Despite their difference on a number of topics, both Ayoub and Majed believe the solution to the country’s problems lies in early elections based on a new electoral law of proportional representation, which eventually would pave the way to a new government and presidential elections.
Until then, however, Lebanese must deal with the harsh realities that are dividing their leaders, and consequently their country. A well-known TV personality touched a sensitive spot when she hosted a group of children under 11 to discuss political developments in Lebanon. The young guests, who represented most of the country’s existing political parties, echoed their political leaders—leaving a shocked country to contemplate what its future leaders could look like. The TV presenter justifiably ended her show by addressing the Lebanese public, saying, “If you liked what you saw tonight then continue with what you are doing, and if you don’t then you’d better start doing something about it before it’s too late.”

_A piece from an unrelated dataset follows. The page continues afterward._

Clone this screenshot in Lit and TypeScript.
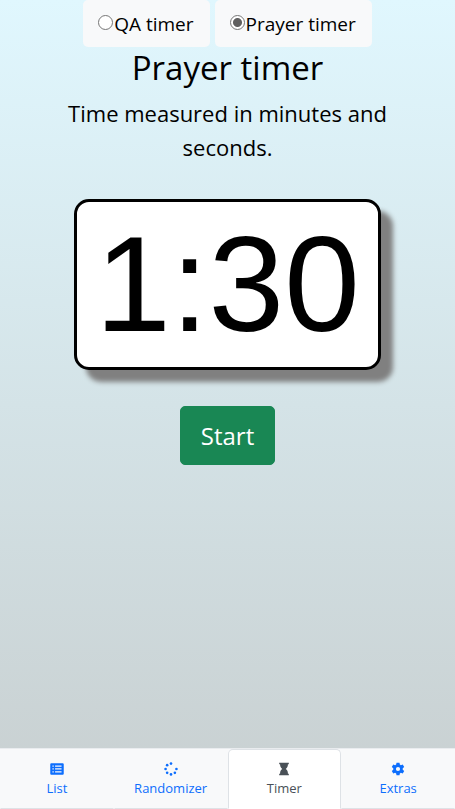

That, in a nutshell, is exactly what many fear. Talk about another civil war scares all Lebanese, but many political analysts see fertile ground for such a war. According to Ayoub, the country’s political dialogue is only encouraging further political and religious divisions. “All the ingredients exist,” he warned. “All we actually need is a regional or international push toward another civil war. Fortunately, this is unavailable at the moment.” ❑
Samaa Abu Sharar is a free-lance journalist based in Beirut.